At a mid-sized fintech company I spoke with, their top engineer—someone who'd built half their core infrastructure—gradually stopped attending architecture discussions. His manager assumed he was just focused on his assigned project. Six weeks later, he gave notice. In exit interview, he explained that he'd felt sidelined and wanted "more strategic influence." The lack of participation wasn't apathy. It was withdrawal.
Sign Two: The Scope Contraction. People who are planning to leave unconsciously minimize their responsibilities. They stop volunteering for the hard projects. They complete their assigned work perfectly but don't go above and beyond anymore. They stop proposing improvements or offering to help struggling teammates.
This is rational, actually. Why exhaust yourself for a company you're leaving? But it's also a massive red flag. If someone who usually suggests new features suddenly just executes what's assigned, pay attention.
Sign Three: The Nostalgia Shift. Departing employees often develop a complicated relationship with company culture. They might spend more time reminiscing about "how things used to be" or "the good old days" rather than being excited about the future. They'll mention competitors more frequently. They start comparing your company's benefits, culture, or direction to other places.
It's not aggressive criticism. It's comparative thinking. They're already mentally in a different company and starting to evaluate this one against that imaginary alternative.
Why Managers Miss These Signs (And It's Not Your Fault)
Before you feel too bad about missing these patterns, understand that companies have deliberately structured work in ways that make this hard. Most managers have 8-15 direct reports. You're balancing meetings, deadlines, and your own work. You don't have time for granular behavioral tracking.
Plus, there's a survivorship bias at play. You remember the employees who left suddenly and gave short notice. You don't remember the dozens who showed disengagement two months before leaving because you never connected the dots. Your brain thinks: "That person left unexpectedly." It was only unexpected because you weren't paying attention to the timeline that mattered.
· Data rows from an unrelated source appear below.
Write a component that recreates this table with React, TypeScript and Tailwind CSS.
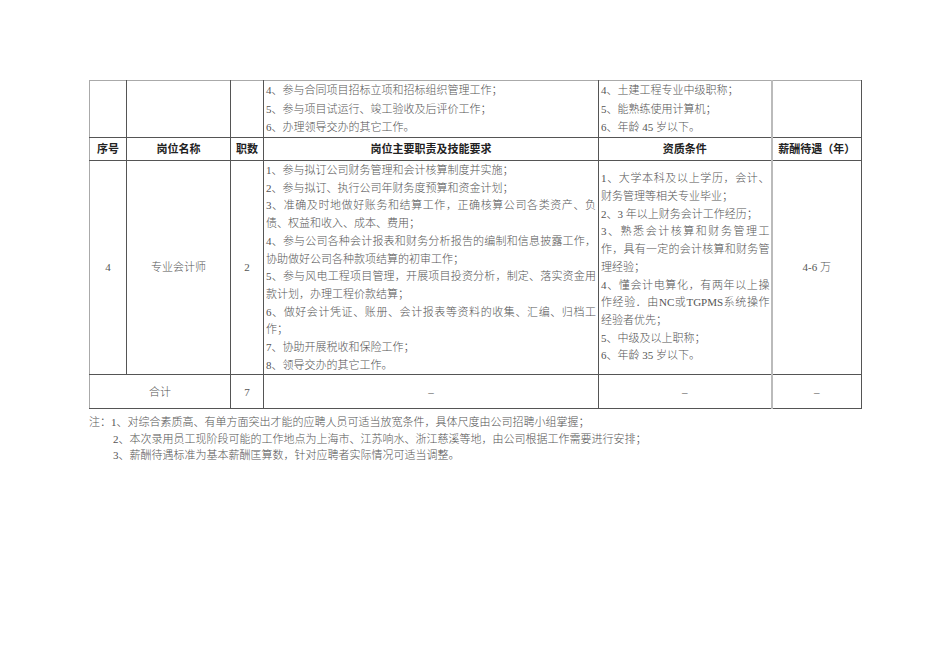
import React from "react";

const L = ({ j, children }: { j?: boolean; children: React.ReactNode }) => (
  <div className={j ? "text-justify [text-align-last:justify]" : "text-left"}>{children}</div>
);

const cell = "border border-[#555] p-0";

export default function App() {
  return (
    <div
      lang="zh-CN"
      className="w-[950px] h-[672px] bg-white pl-[89px] pt-[80px] font-['Liberation_Serif','Noto_Sans_CJK_SC',serif] text-[11px] text-[#555] font-light"
    >
      <table className="table-fixed border-collapse w-[772px]">
        <colgroup>
          <col className="w-[37px]" />
          <col className="w-[104px]" />
          <col className="w-[33px]" />
          <col className="w-[335px]" />
          <col className="w-[173px]" />
          <col className="w-[90px]" />
        </colgroup>
        <tbody>
          <tr className="h-[57px]">
            <td className={`${cell} border-l-[#aaa] border-t-[#aaa]`}></td>
            <td className={`${cell} border-t-[#aaa]`}></td>
            <td className={`${cell} border-t-[#aaa]`}></td>
            <td className={`${cell} border-t-[#aaa] align-middle pl-[2px] leading-[18.6px]`}>
              <L>4、参与合同项目招标立项和招标组织管理工作；</L>
              <L>5、参与项目试运行、竣工验收及后评价工作；</L>
              <L>6、办理领导交办的其它工作。</L>
            </td>
            <td className={`${cell} border-t-[#aaa] align-middle pl-[2px] leading-[18.6px]`}>
              <L>4、土建工程专业中级职称；</L>
              <L>5、能熟练使用计算机；</L>
              <L>6、年龄 45 岁以下。</L>
            </td>
            <td className={`${cell} border-t-[#aaa] border-l-2 border-l-[#bbb]`}></td>
          </tr>
          <tr className="h-[23px] font-bold text-[#222] text-center">
            <td className={`${cell} border-l-[#aaa]`}>序号</td>
            <td className={cell}>岗位名称</td>
            <td className={cell}>职数</td>
            <td className={cell}>岗位主要职责及技能要求</td>
            <td className={cell}>资质条件</td>
            <td className={`${cell} border-l-2 border-l-[#bbb]`}>薪酬待遇（年）</td>
          </tr>
          <tr className="h-[213px]">
            <td className={`${cell} border-l-[#aaa] text-center align-middle`}>4</td>
            <td className={`${cell} text-center align-middle`}>专业会计师</td>
            <td className={`${cell} text-center align-middle`}>2</td>
            <td className={`${cell} align-top pl-[2px] pr-[2px] pt-[1px] leading-[17.7px]`}>
              <L>1、参与拟订公司财务管理和会计核算制度并实施；</L>
              <L>2、参与拟订、执行公司年财务度预算和资金计划；</L>
              <L j>3、准确及时地做好账务和结算工作，正确核算公司各类资产、负</L>
              <L>债、权益和收入、成本、费用；</L>
              <L j>4、参与公司各种会计报表和财务分析报告的编制和信息披露工作，</L>
              <L>协助做好公司各种款项结算的初审工作；</L>
              <L j>5、参与风电工程项目管理，开展项目投资分析，制定、落实资金用</L>
              <L>款计划，办理工程价款结算；</L>
              <L j>6、做好会计凭证、账册、会计报表等资料的收集、汇编、归档工</L>
              <L>作；</L>
              <L>7、协助开展税收和保险工作；</L>
              <L>8、领导交办的其它工作。</L>
            </td>
            <td className={`${cell} align-middle pl-[2px] pr-[1px] leading-[17.7px]`}>
              <L j>1、大学本科及以上学历，会计、</L>
              <L>财务管理等相关专业毕业；</L>
              <L>2、3 年以上财务会计工作经历；</L>
              <L j>3、熟悉会计核算和财务管理工</L>
              <L j>作，具有一定的会计核算和财务管</L>
              <L>理经验；</L>
              <L j>4、懂会计电算化，有两年以上操</L>
              <L j>作经验．由NC或TGPMS系统操作</L>
              <L>经验者优先；</L>
              <L>5、中级及以上职称；</L>
              <L>6、年龄 35 岁以下。</L>
            </td>
            <td className={`${cell} border-l-2 border-l-[#bbb] text-center align-middle`}>4-6 万</td>
          </tr>
          <tr className="h-[34px] text-center">
            <td colSpan={2} className={`${cell} border-l-[#aaa]`}>合计</td>
            <td className={cell}>7</td>
            <td className={cell}>–</td>
            <td className={cell}>–</td>
            <td className={`${cell} border-l-2 border-l-[#bbb]`}>–</td>
          </tr>
        </tbody>
      </table>
      <div className="mt-[5px] leading-[16.5px]">
        <div>注：1、对综合素质高、有单方面突出才能的应聘人员可适当放宽条件，具体尺度由公司招聘小组掌握；</div>
        <div className="pl-[24px]">2、本次录用员工现阶段可能的工作地点为上海市、江苏响水、浙江慈溪等地，由公司根据工作需要进行安排；</div>
        <div className="pl-[24px]">3、薪酬待遇标准为基本薪酬匡算数，针对应聘者实际情况可适当调整。</div>
      </div>
    </div>
  );
}
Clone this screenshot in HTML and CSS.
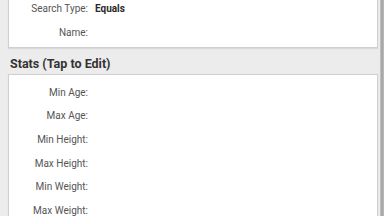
FILE: index.html
```html
<!DOCTYPE html>
<html lang="en">
<head>
    <meta charset="UTF-8">
    <meta name="viewport" content="width=device-width, initial-scale=1.0">
    <title>Search</title>
    <link rel="stylesheet" href="styles.css">
</head>
<body>
    <div class="screen">
        <div class="content">
            <div class="card card-top">
                <div class="row"><span class="label">Search Type:</span><span class="value">Equals</span></div>
                <div class="row"><span class="label">Name:</span><span class="value"></span></div>
            </div>
            <h2 class="section-title">Stats (Tap to Edit)</h2>
            <div class="card card-stats">
                <div class="row"><span class="label">Min Age:</span><span class="value"></span></div>
                <div class="row"><span class="label">Max Age:</span><span class="value"></span></div>
                <div class="row"><span class="label">Min Height:</span><span class="value"></span></div>
                <div class="row"><span class="label">Max Height:</span><span class="value"></span></div>
                <div class="row"><span class="label">Min Weight:</span><span class="value"></span></div>
                <div class="row"><span class="label">Max Weight:</span><span class="value"></span></div>
            </div>
        </div>
        <div class="scrollbar"></div>
    </div>
</body>
</html>
```

FILE: styles.css
```css
* { box-sizing: border-box; }
html, body {
    margin: 0;
    padding: 0;
    height: 100%;
    overflow: hidden;
}
body {
    font-family: Roboto, 'Liberation Sans', sans-serif;
    background: #ececec;
    color: #333;
}
.screen {
    display: flex;
    height: 216px;
    overflow: hidden;
}
.content {
    flex: 1;
    padding-left: 8px;
}
.card {
    background: #fff;
    border: 1px solid #cfcfcf;
    box-shadow: 0 1px 1px rgba(0, 0, 0, 0.08);
}
.card-top {
    margin-top: -3px;
    border-top: none;
    padding-bottom: 3px;
}
.card-stats {
    padding-top: 5px;
    padding-bottom: 10px;
}
.row {
    display: flex;
    align-items: center;
    height: 23.7px;
    font-size: 10px;
}
.label {
    width: 79px;
    text-align: right;
    color: #555;
}
.value {
    margin-left: 7px;
    font-weight: bold;
    color: #2a2a2a;
}
.section-title {
    margin: 0;
    height: 26px;
    line-height: 32px;
    padding-left: 2px;
    font-size: 12.5px;
    font-weight: bold;
    color: #333;
}
.scrollbar {
    width: 4px;
    margin-left: 2px;
    background: linear-gradient(to right, #c8c8c8, #a0a0a0 50%, #c0c0c0);
}
```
Additionally, hiring freezes and resource constraints often distract leadership from noticing retention problems until it's far too late.
The Counterintuitive Fix That Actually Works
The standard advice—"make your culture better" or "pay people more"—is too vague to be useful. Here's what actually moves the needle:
Start having 30-minute career conversations with your best people every other month. Not performance reviews. Not status updates. Actual conversations about what they want, where they see themselves, and what would make them excited to come to work.
At a SaaS company I worked with, they implemented this and cut unexpected departures by 62% in one year. They weren't promising promotions or raises. They were simply understanding what people actually wanted before those people started looking elsewhere. Sometimes it was flexibility. Sometimes it was a different project. Sometimes it was just knowing someone cared enough to ask.
The second lever is specificity. Instead of generic "development opportunities," talk about actual skills they want to build. Instead of "you're doing great work," tell them specifically what impressed you and why it matters to the business.
Finally—and this is uncomfortable but necessary—sometimes people are going to leave and there's nothing you can do about it. That's okay. The goal isn't to prevent every departure. It's to prevent the ones where you never even got the chance to fight for them.
What Happens If You Do Nothing
The cost is staggering. Industry data suggests replacing an employee costs 50-200% of their annual salary when you factor in recruiting, training, lost productivity, and institutional knowledge walking out the door. A single senior engineer leaving represents $400,000-$800,000 in true cost.
But there's something worse than the financial cost: the cascade effect. When top performers leave, it destabilizes teams. It signals to other good people that maybe this isn't where they want to be. Suddenly you're losing your third-best person three months after losing your best.
Start watching for the three-month lag. Pay attention to visibility, scope, and comparative thinking. Have the career conversations. You don't need to get perfect at retention. You just need to be slightly better than you are right now. And that starts with seeing people before they disappear.